====== Working data
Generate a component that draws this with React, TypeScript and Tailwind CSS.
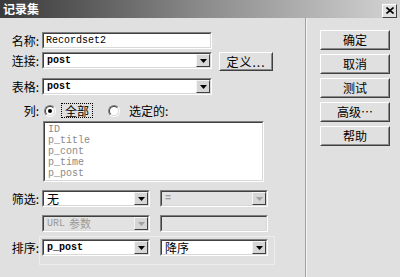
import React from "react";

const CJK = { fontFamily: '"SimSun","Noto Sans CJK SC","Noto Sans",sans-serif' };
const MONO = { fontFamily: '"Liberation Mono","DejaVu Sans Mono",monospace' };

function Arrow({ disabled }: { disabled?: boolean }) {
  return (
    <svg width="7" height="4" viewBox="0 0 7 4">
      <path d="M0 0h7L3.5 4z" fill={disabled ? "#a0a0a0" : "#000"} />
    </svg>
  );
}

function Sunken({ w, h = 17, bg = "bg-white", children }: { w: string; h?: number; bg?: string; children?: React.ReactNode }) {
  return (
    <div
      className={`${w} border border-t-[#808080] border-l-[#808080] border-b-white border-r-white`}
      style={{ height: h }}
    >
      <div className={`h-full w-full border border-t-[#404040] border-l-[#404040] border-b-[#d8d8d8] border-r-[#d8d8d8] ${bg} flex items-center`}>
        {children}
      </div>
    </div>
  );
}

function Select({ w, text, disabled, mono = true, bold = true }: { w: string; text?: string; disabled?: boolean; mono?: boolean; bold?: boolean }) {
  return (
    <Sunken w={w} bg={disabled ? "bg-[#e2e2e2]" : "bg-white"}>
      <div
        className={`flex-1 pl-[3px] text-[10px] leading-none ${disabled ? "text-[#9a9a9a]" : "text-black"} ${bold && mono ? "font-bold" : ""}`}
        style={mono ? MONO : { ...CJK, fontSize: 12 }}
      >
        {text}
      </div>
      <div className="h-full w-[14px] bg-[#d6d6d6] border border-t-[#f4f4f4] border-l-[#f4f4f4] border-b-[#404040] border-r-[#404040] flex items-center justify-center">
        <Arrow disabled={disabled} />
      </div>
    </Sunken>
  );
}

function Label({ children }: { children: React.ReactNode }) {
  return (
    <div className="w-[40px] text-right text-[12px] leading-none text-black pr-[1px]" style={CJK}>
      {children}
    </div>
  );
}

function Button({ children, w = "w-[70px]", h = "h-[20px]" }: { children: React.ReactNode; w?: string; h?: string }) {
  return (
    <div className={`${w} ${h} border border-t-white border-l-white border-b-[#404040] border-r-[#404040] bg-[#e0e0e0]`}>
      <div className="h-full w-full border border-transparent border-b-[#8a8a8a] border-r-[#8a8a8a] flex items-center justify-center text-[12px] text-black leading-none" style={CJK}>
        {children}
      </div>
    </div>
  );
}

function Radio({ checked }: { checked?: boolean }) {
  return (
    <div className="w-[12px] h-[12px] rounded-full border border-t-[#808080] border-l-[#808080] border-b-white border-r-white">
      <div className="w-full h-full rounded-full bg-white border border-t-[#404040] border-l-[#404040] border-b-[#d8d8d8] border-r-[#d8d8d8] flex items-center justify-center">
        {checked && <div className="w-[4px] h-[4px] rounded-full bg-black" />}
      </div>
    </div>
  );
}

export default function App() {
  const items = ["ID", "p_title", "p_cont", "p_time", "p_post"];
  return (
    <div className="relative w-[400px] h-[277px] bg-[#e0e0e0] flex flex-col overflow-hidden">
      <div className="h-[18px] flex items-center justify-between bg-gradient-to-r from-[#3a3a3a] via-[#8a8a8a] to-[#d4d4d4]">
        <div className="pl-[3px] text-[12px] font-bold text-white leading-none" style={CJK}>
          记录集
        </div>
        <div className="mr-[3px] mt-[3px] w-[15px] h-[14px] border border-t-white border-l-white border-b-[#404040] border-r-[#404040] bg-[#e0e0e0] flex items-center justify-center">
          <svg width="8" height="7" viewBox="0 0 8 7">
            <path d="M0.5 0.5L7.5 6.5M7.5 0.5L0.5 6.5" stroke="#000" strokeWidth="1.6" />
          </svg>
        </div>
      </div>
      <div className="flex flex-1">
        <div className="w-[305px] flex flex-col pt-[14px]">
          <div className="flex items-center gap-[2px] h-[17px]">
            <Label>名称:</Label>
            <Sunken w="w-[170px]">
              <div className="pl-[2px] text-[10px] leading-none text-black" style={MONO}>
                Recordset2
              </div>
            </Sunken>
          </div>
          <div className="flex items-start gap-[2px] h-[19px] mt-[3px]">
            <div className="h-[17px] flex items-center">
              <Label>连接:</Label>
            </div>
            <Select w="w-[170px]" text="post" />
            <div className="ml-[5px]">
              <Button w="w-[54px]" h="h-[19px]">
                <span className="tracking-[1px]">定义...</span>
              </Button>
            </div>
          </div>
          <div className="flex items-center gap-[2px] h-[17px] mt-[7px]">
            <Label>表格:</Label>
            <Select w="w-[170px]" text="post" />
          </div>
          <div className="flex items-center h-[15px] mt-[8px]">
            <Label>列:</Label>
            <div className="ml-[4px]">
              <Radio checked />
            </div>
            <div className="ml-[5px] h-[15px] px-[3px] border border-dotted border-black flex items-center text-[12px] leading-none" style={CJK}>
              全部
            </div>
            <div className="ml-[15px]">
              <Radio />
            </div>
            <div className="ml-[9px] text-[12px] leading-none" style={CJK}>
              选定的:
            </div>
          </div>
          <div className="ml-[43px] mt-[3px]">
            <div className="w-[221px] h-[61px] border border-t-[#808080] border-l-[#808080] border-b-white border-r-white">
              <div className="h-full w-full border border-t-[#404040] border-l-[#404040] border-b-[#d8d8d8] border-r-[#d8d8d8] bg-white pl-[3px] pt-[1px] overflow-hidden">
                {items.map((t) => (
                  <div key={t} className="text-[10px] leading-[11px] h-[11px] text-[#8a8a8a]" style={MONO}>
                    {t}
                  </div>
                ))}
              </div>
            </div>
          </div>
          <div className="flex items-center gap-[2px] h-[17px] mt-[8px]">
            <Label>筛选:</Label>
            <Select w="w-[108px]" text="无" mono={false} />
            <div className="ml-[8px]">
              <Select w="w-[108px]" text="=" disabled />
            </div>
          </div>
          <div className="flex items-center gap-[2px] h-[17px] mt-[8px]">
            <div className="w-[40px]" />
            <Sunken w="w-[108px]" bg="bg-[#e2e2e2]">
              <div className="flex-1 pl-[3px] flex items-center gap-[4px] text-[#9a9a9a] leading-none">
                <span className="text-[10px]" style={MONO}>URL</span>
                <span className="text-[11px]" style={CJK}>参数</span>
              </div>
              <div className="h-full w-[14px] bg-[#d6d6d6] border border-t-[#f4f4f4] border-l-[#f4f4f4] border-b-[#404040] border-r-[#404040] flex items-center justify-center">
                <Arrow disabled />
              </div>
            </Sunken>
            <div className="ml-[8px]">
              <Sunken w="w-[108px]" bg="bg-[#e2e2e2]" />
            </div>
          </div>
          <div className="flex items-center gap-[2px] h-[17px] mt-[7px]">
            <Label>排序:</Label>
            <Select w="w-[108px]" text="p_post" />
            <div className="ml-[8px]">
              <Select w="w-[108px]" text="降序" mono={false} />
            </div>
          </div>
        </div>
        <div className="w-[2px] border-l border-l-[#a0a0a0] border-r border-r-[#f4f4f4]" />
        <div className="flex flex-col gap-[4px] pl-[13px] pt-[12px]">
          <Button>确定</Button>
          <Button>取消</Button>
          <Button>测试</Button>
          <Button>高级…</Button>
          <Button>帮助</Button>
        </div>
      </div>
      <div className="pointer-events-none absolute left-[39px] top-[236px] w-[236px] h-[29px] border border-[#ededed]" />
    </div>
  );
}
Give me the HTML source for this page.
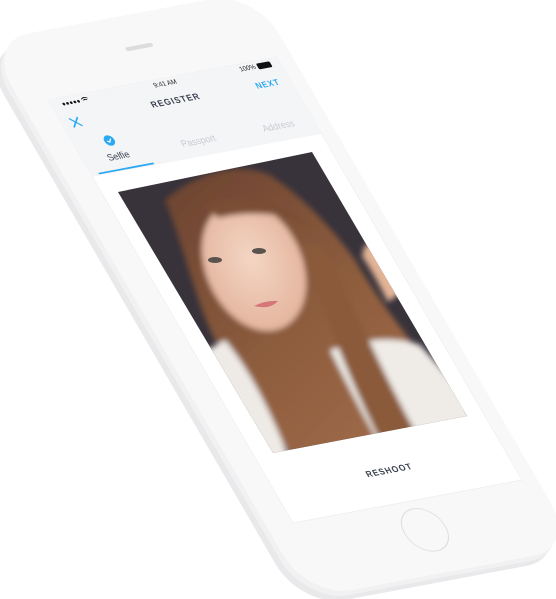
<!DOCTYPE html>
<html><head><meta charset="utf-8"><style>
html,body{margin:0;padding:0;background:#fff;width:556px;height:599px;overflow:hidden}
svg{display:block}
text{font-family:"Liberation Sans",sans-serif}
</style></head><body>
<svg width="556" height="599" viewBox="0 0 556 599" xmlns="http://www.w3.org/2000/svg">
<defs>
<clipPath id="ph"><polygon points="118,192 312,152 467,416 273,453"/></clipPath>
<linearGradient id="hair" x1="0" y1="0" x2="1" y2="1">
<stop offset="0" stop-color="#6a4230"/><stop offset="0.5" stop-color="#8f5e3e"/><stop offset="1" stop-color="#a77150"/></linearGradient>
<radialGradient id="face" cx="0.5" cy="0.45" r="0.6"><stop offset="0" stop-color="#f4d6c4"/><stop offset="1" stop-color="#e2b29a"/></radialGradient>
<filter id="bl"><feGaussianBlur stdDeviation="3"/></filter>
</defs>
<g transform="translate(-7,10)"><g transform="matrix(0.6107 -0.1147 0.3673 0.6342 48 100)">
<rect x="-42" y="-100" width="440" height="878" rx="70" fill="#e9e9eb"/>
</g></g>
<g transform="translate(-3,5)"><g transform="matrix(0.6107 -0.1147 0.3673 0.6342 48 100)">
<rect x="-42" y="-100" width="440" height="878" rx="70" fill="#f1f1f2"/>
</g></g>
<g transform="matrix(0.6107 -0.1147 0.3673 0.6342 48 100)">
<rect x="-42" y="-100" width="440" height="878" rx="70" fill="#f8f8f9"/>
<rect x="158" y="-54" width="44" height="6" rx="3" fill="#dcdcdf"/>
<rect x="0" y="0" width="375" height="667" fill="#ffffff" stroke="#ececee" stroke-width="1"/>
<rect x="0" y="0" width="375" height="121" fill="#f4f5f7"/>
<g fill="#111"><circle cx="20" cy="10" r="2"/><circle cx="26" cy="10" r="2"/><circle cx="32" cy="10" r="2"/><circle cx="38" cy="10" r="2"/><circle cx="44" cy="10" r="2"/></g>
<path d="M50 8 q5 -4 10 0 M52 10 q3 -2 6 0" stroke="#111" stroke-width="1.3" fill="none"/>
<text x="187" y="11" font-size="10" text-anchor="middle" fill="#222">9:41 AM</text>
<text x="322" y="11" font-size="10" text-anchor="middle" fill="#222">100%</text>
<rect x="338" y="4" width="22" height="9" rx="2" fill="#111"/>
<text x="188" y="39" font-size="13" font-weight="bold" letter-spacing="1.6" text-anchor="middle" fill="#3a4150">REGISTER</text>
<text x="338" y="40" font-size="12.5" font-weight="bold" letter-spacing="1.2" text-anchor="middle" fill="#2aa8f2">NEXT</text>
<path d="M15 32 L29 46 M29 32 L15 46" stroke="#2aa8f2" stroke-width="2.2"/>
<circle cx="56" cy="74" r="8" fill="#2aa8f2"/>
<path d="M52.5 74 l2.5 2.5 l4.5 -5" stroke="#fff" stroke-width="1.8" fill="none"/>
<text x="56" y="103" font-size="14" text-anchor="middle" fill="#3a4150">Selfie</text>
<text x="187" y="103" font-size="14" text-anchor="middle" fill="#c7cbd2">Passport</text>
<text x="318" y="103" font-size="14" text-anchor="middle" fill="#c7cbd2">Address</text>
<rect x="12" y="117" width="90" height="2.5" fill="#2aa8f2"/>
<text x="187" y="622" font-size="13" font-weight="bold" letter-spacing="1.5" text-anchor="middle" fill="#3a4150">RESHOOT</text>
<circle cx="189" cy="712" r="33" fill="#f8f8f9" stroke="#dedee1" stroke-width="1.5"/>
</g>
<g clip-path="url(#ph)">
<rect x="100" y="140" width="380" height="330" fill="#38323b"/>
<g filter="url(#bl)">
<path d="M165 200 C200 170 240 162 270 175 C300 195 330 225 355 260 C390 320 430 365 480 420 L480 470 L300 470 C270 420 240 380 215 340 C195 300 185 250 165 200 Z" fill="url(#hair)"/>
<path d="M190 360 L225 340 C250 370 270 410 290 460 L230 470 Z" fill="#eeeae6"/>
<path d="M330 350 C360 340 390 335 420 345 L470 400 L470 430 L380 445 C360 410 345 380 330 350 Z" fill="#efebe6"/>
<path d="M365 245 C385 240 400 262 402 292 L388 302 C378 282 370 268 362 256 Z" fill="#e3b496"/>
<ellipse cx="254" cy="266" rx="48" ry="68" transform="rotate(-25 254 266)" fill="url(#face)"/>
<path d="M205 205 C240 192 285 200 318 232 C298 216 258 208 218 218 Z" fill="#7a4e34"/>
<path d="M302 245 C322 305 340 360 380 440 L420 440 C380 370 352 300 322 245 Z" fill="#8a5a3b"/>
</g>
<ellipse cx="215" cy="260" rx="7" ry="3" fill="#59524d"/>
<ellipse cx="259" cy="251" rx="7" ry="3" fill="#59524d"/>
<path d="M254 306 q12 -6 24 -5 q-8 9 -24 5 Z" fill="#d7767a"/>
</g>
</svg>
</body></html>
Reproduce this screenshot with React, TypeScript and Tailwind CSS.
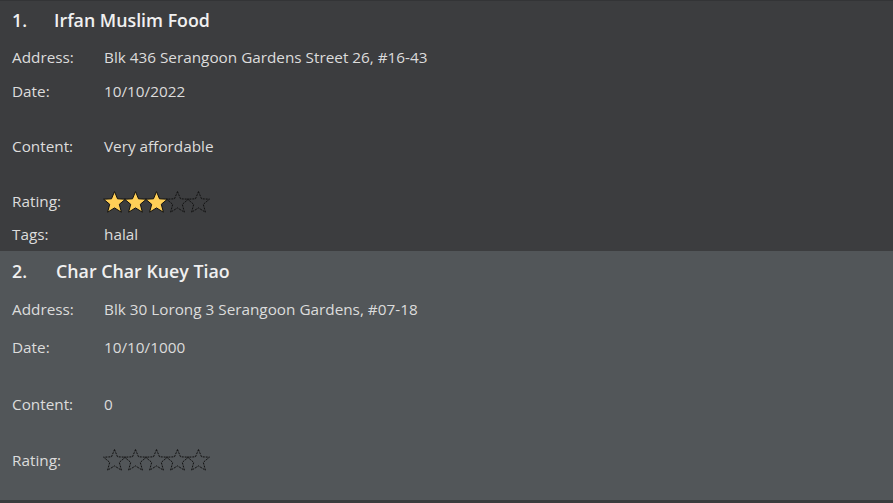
============
Brief: Take the records from their first line through the line containing "import React from" and please return exactly those lines, both ends included, minus the pictures.

The reply:
Generate a component that draws this with React, TypeScript and Tailwind CSS.
import React from "react";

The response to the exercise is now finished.